On the other hand, India’s negotiator said he remained concerned about “unrealistic targets” while the USA said the targets were “ambitious but also feasible”.
Governments on both sides of the debate repeatedly praised the constructive nature of talks. Brazil thanked “friends in the Pacific islands” while Tuvalu gave “thanks to Latin America and developing countries of the global south for the spirit of compromise”.
But Vanuatu’s negotiator complained that small groups of states had hashed out deals in closed rooms.
As it was his first IMO meeting, he said “it strikes me that there needs to be better transparency and open decision-making”
The IMO rules ban journalists from reporting negotiators’ names without their permission.
As they transport goods around the world, ships burn huge amounts of polluting fuel. This contributes around three percent of the world’s total emissions, more than major nations like Germany.

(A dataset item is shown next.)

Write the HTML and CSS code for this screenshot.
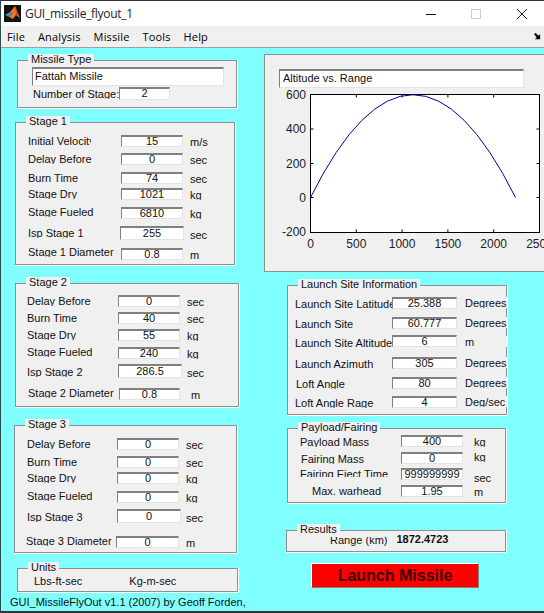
FILE: index.html
```html
<!DOCTYPE html>
<html lang="en">

<head>
  <meta charset="UTF-8" />
  <link rel="stylesheet" href="styles.css">
  <title>GUI_missile_flyout_1</title>
</head>

<body>
  <div class="window">

    <div class="titlebar">
      <svg class="logo" width="17" height="17" viewBox="0 0 17 17">
        <rect width="17" height="17" fill="#111" />
        <polygon points="1,10 6,7 8,9 5,12" fill="#3f8fc4" />
        <polygon points="6,7 11,1 13,6 16,13 12,10 9,14 5,12 8,9" fill="#e8772a" />
        <polygon points="11,1 13,6 16,13 12,10" fill="#c8501a" />
      </svg>
      <span class="title-text">GUI_missile_flyout_1</span>
      <div class="controls">
        <svg width="101" height="12" viewBox="0 0 101 12">
          <line x1="0" y1="6.5" x2="10" y2="6.5" stroke="#111" />
          <rect x="45.5" y="1.5" width="9" height="9" fill="none" stroke="#ccc" />
          <path d="M91 1 L101 11 M101 1 L91 11" stroke="#222" fill="none" />
        </svg>
      </div>
    </div>

    <div class="menubar">
      <span>File</span>
      <span>Analysis</span>
      <span>Missile</span>
      <span>Tools</span>
      <span>Help</span>
      <svg class="dock" width="7" height="7" viewBox="0 0 8 8">
        <path d="M0 1 L2 0 L5 3 L7 1 L7 7 L1 7 L3 5 Z" fill="#000" />
      </svg>
    </div>

    <div class="content">

      <div class="left">
        <fieldset class="panel missile">
          <legend>Missile Type</legend>
          <div class="field name-box">Fattah Missile</div>
          <div class="stage-count">
            <div class="label">Number of Stage:</div>
            <div class="field count">2</div>
          </div>
        </fieldset>

        <fieldset class="panel stage-1">
          <legend>Stage 1</legend>
          <div class="rows">
            <div class="label velocity">Initial Velocity</div><div class="field">15</div><div class="unit">m/s</div>
            <div class="label">Delay Before</div><div class="field">0</div><div class="unit">sec</div>
            <div class="label">Burn Time</div><div class="field">74</div><div class="unit">sec</div>
            <div class="label">Stage Dry</div><div class="field">1021</div><div class="unit">kg</div>
            <div class="label up1">Stage Fueled</div><div class="field">6810</div><div class="unit">kg</div>
            <div class="label dn1">Isp Stage 1</div><div class="field big shift-l">255</div><div class="unit isp-unit">sec</div>
            <div class="label up2">Stage 1 Diameter</div><div class="field">0.8</div><div class="unit">m</div>
          </div>
        </fieldset>

        <fieldset class="panel stage-2">
          <legend>Stage 2</legend>
          <div class="rows">
            <div class="label">Delay Before</div><div class="field">0</div><div class="unit">sec</div>
            <div class="label">Burn Time</div><div class="field">40</div><div class="unit">sec</div>
            <div class="label">Stage Dry</div><div class="field">55</div><div class="unit">kg</div>
            <div class="label up1">Stage Fueled</div><div class="field">240</div><div class="unit">kg</div>
            <div class="label dn2">Isp Stage 2</div><div class="field big">286.5</div><div class="unit isp-unit">sec</div>
            <div class="label up1 shift-r">Stage 2 Diameter</div><div class="field shift-r">0.8</div><div class="unit shift-m">m</div>
          </div>
        </fieldset>

        <fieldset class="panel stage-3">
          <legend>Stage 3</legend>
          <div class="rows">
            <div class="label">Delay Before</div><div class="field">0</div><div class="unit">sec</div>
            <div class="label">Burn Time</div><div class="field">0</div><div class="unit">sec</div>
            <div class="label">Stage Dry</div><div class="field">0</div><div class="unit">kg</div>
            <div class="label up1">Stage Fueled</div><div class="field">0</div><div class="unit">kg</div>
            <div class="label dn2">Isp Stage 3</div><div class="field big">0</div><div class="unit isp-unit">sec</div>
            <div class="label up1 shift-l">Stage 3 Diameter</div><div class="field shift-l">0</div><div class="unit">m</div>
          </div>
        </fieldset>

        <fieldset class="panel units">
          <legend>Units</legend>
          <div class="unit-options">
            <span>Lbs-ft-sec</span>
            <span>Kg-m-sec</span>
          </div>
        </fieldset>

        <div class="credit">GUI_MissileFlyOut v1.1 (2007) by Geoff Forden,</div>
      </div>

      <div class="right">
        <div class="plot-panel">
          <div class="field plot-title">Altitude vs. Range</div>
          <svg class="plot" width="279" height="175" viewBox="0 0 279 175">
            <rect x="45.5" y="4.5" width="229" height="138" fill="#fff" stroke="#000" />
            <path d="M91.3 142.5v-3M137.1 142.5v-3M182.9 142.5v-3M228.7 142.5v-3M91.3 4.5v3M137.1 4.5v3M182.9 4.5v3M228.7 4.5v3" stroke="#000" />
            <path d="M45.5 39h3M45.5 73.5h3M45.5 107.5h3M274.5 39h-3M274.5 73.5h-3M274.5 107.5h-3" stroke="#000" />
            <path d="M45.5 107.5 Q148 -98 250.5 107.5" fill="none" stroke="#00009c" />
            <g class="ticks" text-anchor="end">
              <text x="41" y="8.5">600</text>
              <text x="41" y="43">400</text>
              <text x="41" y="78">200</text>
              <text x="41" y="112">0</text>
              <text x="41" y="146">-200</text>
            </g>
            <g class="ticks" text-anchor="middle">
              <text x="45.5" y="157.5">0</text>
              <text x="91.3" y="157.5">500</text>
              <text x="137.1" y="157.5">1000</text>
              <text x="182.9" y="157.5">1500</text>
              <text x="228.7" y="157.5">2000</text>
              <text x="274.5" y="157.5">2500</text>
            </g>
          </svg>
        </div>

        <fieldset class="panel site">
          <legend>Launch Site Information</legend>
          <div class="rows">
            <div class="label dn1">Launch Site Latitude</div><div class="field">25.388</div><div class="unit">Degrees</div>
            <div class="label dn1">Launch Site</div><div class="field">60.777</div><div class="unit">Degrees</div>
            <div class="label dn2">Launch Site Altitude</div><div class="field">6</div><div class="unit dn1">m</div>
            <div class="label dn1">Launch Azimuth</div><div class="field">305</div><div class="unit">Degrees</div>
            <div class="label dn1 shift-r">Loft Angle</div><div class="field">80</div><div class="unit">Degrees</div>
            <div class="label dn1">Loft Angle Rage</div><div class="field">4</div><div class="unit">Deg/sec</div>
          </div>
        </fieldset>

        <fieldset class="panel payload">
          <legend>Payload/Fairing</legend>
          <div class="rows">
            <div class="label dn1">Payload Mass</div><div class="field">400</div><div class="unit dn1">kg</div>
            <div class="label dn1 shift-r">Fairing Mass</div><div class="field">0</div><div class="unit up1">kg</div>
            <div class="label short">Fairing Eject Time</div><div class="field">999999999</div><div class="unit dn4">sec</div>
            <div class="label warhead">Max. warhead</div><div class="field">1.95</div><div class="unit dn1">m</div>
          </div>
        </fieldset>

        <fieldset class="panel results">
          <legend>Results</legend>
          <div class="result-row">
            <div class="range-label">Range (km)</div>
            <div class="range-value">1872.4723</div>
          </div>
        </fieldset>

        <div class="launch">Launch Missile</div>
      </div>

    </div>
  </div>
</body>

</html>
```

FILE: styles.css
```css
* {
  box-sizing: border-box;
}

body {
  margin: 0;
  font-family: "Liberation Sans", Arial, sans-serif;
  font-size: 11px;
  color: #111;
}

.window {
  width: 544px;
  height: 613px;
  display: flex;
  flex-direction: column;
  overflow: hidden;
  background-color: #80ffff;
  border-top: 1px solid #333;
  border-left: 1px solid #2b4f4f;
  border-bottom: 2px solid #333;
}

/* title bar */
.titlebar {
  height: 25px;
  flex: none;
  display: flex;
  align-items: center;
  background-color: #fff;
  padding-left: 3px;
}

.logo {
  margin-right: 4px;
}

.title-text {
  font-family: "Open Sans", sans-serif;
  font-size: 12px;
  letter-spacing: -0.3px;
  color: #222;
}

.controls {
  margin-left: auto;
  margin-right: 17px;
  display: flex;
}

/* menu */
.menubar {
  height: 22px;
  flex: none;
  display: flex;
  align-items: center;
  padding-left: 6px;
  gap: 13px;
  background-color: #f0f0f0;
  border-bottom: 1px solid #a0a0a0;
  font-family: "Open Sans", sans-serif;
  font-size: 11px;
  letter-spacing: 0.15px;
  color: #000;
}

.dock {
  margin-left: auto;
  margin-right: 3px;
}

.content {
  display: flex;
  flex: 1;
}

.left {
  width: 263px;
  flex: none;
}

.right {
  width: 280px;
  flex: none;
}

/* panels */
.panel {
  display: block;
  min-width: 0;
  margin: 0;
  padding: 0;
  background-color: #f0f0f0;
  border: 1px solid #8c9090;
  box-shadow: 0 1px 0 #fff, 1px 0 0 #fff;
}

.panel legend {
  height: 13px;
  line-height: 11px;
  margin-left: 10px;
  padding: 0 3px;
  background-color: #f0f0f0;
}

.rows {
  display: grid;
  align-items: start;
}

.label {
  height: 11px;
  line-height: 12px;
  white-space: nowrap;
  overflow: hidden;
}

.field {
  height: 12px;
  line-height: 8px;
  background-color: #fff;
  border-top: 2px solid #808080;
  border-left: 1px solid #808080;
  border-right: 1px solid #e3e3e3;
  border-bottom: 1px solid #e3e3e3;
  text-align: center;
  overflow: hidden;
}

.field.big {
  width: 64px;
  height: 14px;
  line-height: 11px;
}

.unit {
  margin-top: 1px;
  padding-left: 7px;
  height: 11px;
  line-height: 12px;
  white-space: nowrap;
  overflow: hidden;
}

.unit.isp-unit {
  margin-top: 3px;
}

.up1 { margin-top: -1px; }
.up2 { margin-top: -2px; }
.dn1 { margin-top: 1px; }
.dn2 { margin-top: 2px; }
.dn4 { margin-top: 4px; }
.shift-l { margin-left: -1px; }
.shift-r { margin-left: 1px; }
.shift-m { margin-left: 4px; }
.velocity { width: 63px; }

/* left column */
.missile {
  margin: 6px 0 0 16px;
  width: 220px;
  height: 54px;
}

.name-box {
  width: 192px;
  height: 19px;
  line-height: 15px;
  margin-left: 14px;
  padding-left: 2px;
  text-align: left;
}

.stage-count {
  display: flex;
  align-items: center;
  margin-left: 15px;
  margin-top: 1px;
}

.stage-count .label {
  width: 86px;
}

.count {
  width: 51px;
  height: 13px;
}

.stage-1 {
  margin: 8px 0 0 14px;
  width: 220px;
  padding: 6px 0 4px;
}

.stage-1 .rows {
  padding-left: 12px;
  grid-template-columns: 93px 62px auto;
  grid-template-rows: 18px 19px 16px 19px 19px 22px 12px;
}

.stage-2 {
  margin: 12px 0 0 14px;
  width: 224px;
  padding: 5px 0 6px;
}

.stage-2 .rows {
  padding-left: 11px;
  grid-template-columns: 91px 62px auto;
  grid-template-rows: 17px 17px 18px 17px 24px 12px;
}

.stage-3 {
  margin: 12px 0 0 13px;
  width: 223px;
  padding: 6px 0 4px;
}

.stage-3 .rows {
  padding-left: 12px;
  grid-template-columns: 90px 62px auto;
  grid-template-rows: 18px 16px 19px 18px 27px 12px;
}

.units {
  margin: 9px 0 0 16px;
  width: 221px;
  height: 30px;
}

.unit-options {
  display: flex;
  padding-left: 16px;
  gap: 47px;
}

.credit {
  margin: 4px 0 0 9px;
  white-space: nowrap;
}

/* right column */
.plot-panel {
  margin-top: 6px;
  height: 218px;
  background-color: #f0f0f0;
  border: 1px solid #8c9090;
  border-right: 0;
}

.plot-title {
  width: 245px;
  height: 19px;
  line-height: 15px;
  margin: 14px 0 0 14px;
  padding-left: 3px;
  text-align: left;
}

.plot {
  display: block;
  margin-top: 2px;
}

.ticks {
  font-size: 12px;
  fill: #222;
}

.site {
  margin: 7px 0 0 23px;
  width: 220px;
  padding: 5px 0 6px;
}

.site .rows {
  padding-left: 7px;
  grid-template-columns: 97px 65px 50px;
  grid-template-rows: 20px 18px 22px 20px 19px 12px;
}

/* the unit labels sit over the panel's right border */
.site .unit {
  margin-top: 0;
  padding-left: 8px;
  background-color: #f0f0f0;
}

.site .unit.dn1 {
  margin-top: 1px;
}

.payload {
  margin: 7px 0 0 23px;
  width: 219px;
  padding: 0 0 5px;
}

.payload .rows {
  padding-left: 12px;
  grid-template-columns: 101px 62px auto;
  grid-template-rows: 17px 16px 17px 12px;
}

.payload .unit {
  padding-left: 11px;
}

.short {
  height: 9px;
}

.warhead {
  margin-left: 12px;
}

.results {
  margin: 21px 0 0 22px;
  width: 220px;
  height: 28px;
}

.result-row {
  display: flex;
  padding-left: 43px;
  gap: 9px;
}

.range-label {
  height: 12px;
  line-height: 6px;
  overflow: hidden;
}

.range-value {
  line-height: 5px;
  font-weight: bold;
}

.launch {
  margin: 11px 0 0 47px;
  width: 168px;
  height: 25px;
  line-height: 23px;
  background-color: #f00;
  border: 1px solid;
  border-color: #fff #808080 #808080 #fff;
  color: #3a0000;
  font-size: 16px;
  font-weight: bold;
  text-align: center;
}
```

But, like plane travel, international shipping is not included in countries’ climate plans, so they gather at the United Nations shipping arm, the IMO, in London to set the rules.
Most big emitters already have net zero targets and the body governing international plane travel set an “aspirational” net zero by 2050 goal last year.
But, before negotiators gathered in London, the shipping sector only had a target, set in 2018, to cut emissions in half on 2008 levels by 2050. The sector had no targets for 2030 or 2040.
Since that target was set in 2018, momentum has grown towards setting a net zero goal. Big developing countries like Nigeria, Chile and Vietnam had joined developed countries and climate vulnerable Pacific islands in calling for such an outcome.
After a week of behind closed door talks in London, the chair produced a draft agreement on Monday which included a goal to reach net zero “by 2050 at the latest” or “by or around 2050”.
In an open meeting on Monday, the “2050 at the latest” goal was supported mainly by Pacific islands and developed countries.
On the other hand, several big developing countries like China, Indonesia and Saudi Arabia called for the weaker “around 2050”.
Saudi Arabia’s representative called for a “flexible and adaptable approach” while China’s said that shipping enabled economic growth which gave the world more money to spend battling climate change.
After two days of talks in a large IMO meeting room that was closed to the press, the chair produced a new draft which compromised on “by or around, i.e. close to 2050”.
The U.S negotiator said this was a “clear signal to all stakeholders that we need to take decisive action”.
As ships usually last for decades, some being built now will still be in use around 2050.
As the prospect of a 2050 net zero goal increased over the last few years, campaigners and some governments turned their focus to more immediate targets.
The industry’s emissions are currently rising and are predicted to keep doing so until 2050, unless shipping changes.
Pacific islands, the U.S and the UK went to London calling for cuts of 36 percent by 2030 and 96 percent by 2040, which stem from what the SBTi judged compatible with limiting global warming to 1.5C.
The European Union called for slightly less ambitious figures of 29 percent and 83 percent while sources involved in last week’s closed talks, said some countries like China, South Africa and Saudi Arabia didn’t want 2030 or 2040 targets at all.
China’s negotiator argued in open talks on Monday that the targets should be “practical, reasonable and feasible” and their impact should be assessed. He described trade and development, as well as climate, as “existential” issues.
A draft strategy on Monday included targets of 20 percent and 70 percent and, despite a lobbying campaign from Pacific islands, these remained unchanged throughout the week’s talks.
But Pacific islands did win a last-minute improvement in an additional goal on what to “striv[e]” for Monday and Thursday’s draft strategies included goals of 25 percent by 2030 and 75 percent by 2040.
After talks on Thursday evening though, these were upped to 30 percent and 80 percent respectively. The Marshall Islands negotiator Albon Ishoda told journalists “these higher targets are the result of relentless, unceasing lobbying by ambitious Pacific islands, against the odds.”
After the deal was struck, Malaysia’s negotiator quoted the Chinese philosopher Confucius: “It does not matter how slowly you go, as long as you don’t stop”.
But Vanuatu’s negotiator expressed more urgency. He said that, as the smashing of global temperature records recently showed, “none of us have time.